Forward Taylor Hall (centre) celebrates with Team Canada teammates, forward Sidney Crosby (left) and forward Jordan Eberle (right) after scoring a goal during the semi-final match against the Czech Republic at the 2015 IIHF Ice Hockey World Championships on May 16, 2015 in Prague.JONATHAN NACKSTRAND / AFP/GETTY IMAGES
It was back in May when Jordan Eberle was last on the ice with Sidney Crosby, playing on his wing rather than across the way, as was the case on Friday when the Edmonton Oilers and Pittsburgh Penguins met at Rexall Place.
Eberle, as well as Oilers teammate Taylor Hall, learned some valuable lessons when they teamed up with Crosby to help propel Canada to a gold medal run at the world hockey championship.
“When you get a chance to play with maybe the best player in the world, and you’re creating chemistry, you gain the confidence that you can play at the highest level and be one of the best players. I want to try and use that confidence we gained there playing with him,” said Eberle, before heading out for his first game of this National Hockey League season. His start was delayed 13 games because of a shoulder injury.
Hall and Eberle had the chance to study Crosby’s ways, while Oilers bench boss Todd McLellan, who coached that Canadian team to gold, drew something from the Penguins centre too. McLellan picked Crosby’s brain about his early days in the league to better prepare himself for the arrival of Connor McDavid.
“He’s a remarkable individual with the way he can carry himself and get people to follow him,” said McLellan. “His skill set is obviously second to none.”
Crosby said on Friday that it wasn’t so much that he was dispensing advice during those conversations with McLellan, but that he was just recalling his challenges of being tabbed a generational player at 18 years of age. They talked about managing the off-ice demands with the expectations, about remembering that as a player who is just 18, that one needs to enjoy all the things one wants to enjoy.

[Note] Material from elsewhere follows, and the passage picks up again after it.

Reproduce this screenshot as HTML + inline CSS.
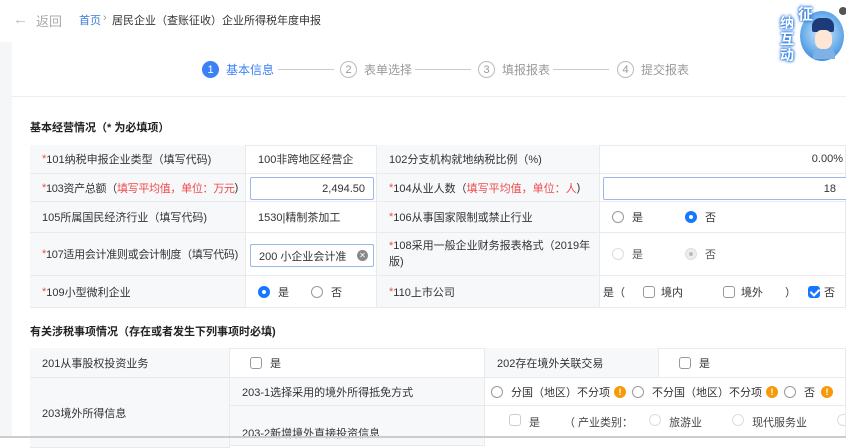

“I think Todd’s approach was just to kind of bounce ideas off me and see what went through my head at that age,” said Crosby.
Crosby was drafted first overall by the Penguins in 2005 and has gone on to win the league’s scoring title, two Olympic gold medals and the Stanley Cup.
“He’s an amazing player. A great leader, a guy who comes to play every night,” said Hall. “I think you can see that. He just brings it every shift.
“He forces everyone on the team, on his line, to raise their level. That’s why he’s a Stanley Cup champion,” Hall continued. “That’s why he’s had so much success at the international level. Really fun experience playing with him.”
The chance to see McDavid and Crosby at Rexall was postponed after the rookie crashed into the end boards and fractured his left clavicle. The Penguins captain sent a text to McDavid the night of the injury.
“One of the best things about playing in the NHL, is playing against the best players in the world, seeing what they can do,” said Hall.
Playing with the best players in the world has its benefits too.
Eberle said his time at the tournament went a long way to numbing the sting from all the losing he had endured in Edmonton, and that his time with Crosby made him a more confident player.
“More than anything, it was his off-ice habits; what kind of guy he is, how hard he works,” said Eberle. “Seeing what his off-ice habits are, and how hard he works in practice … I want to bring that back here.”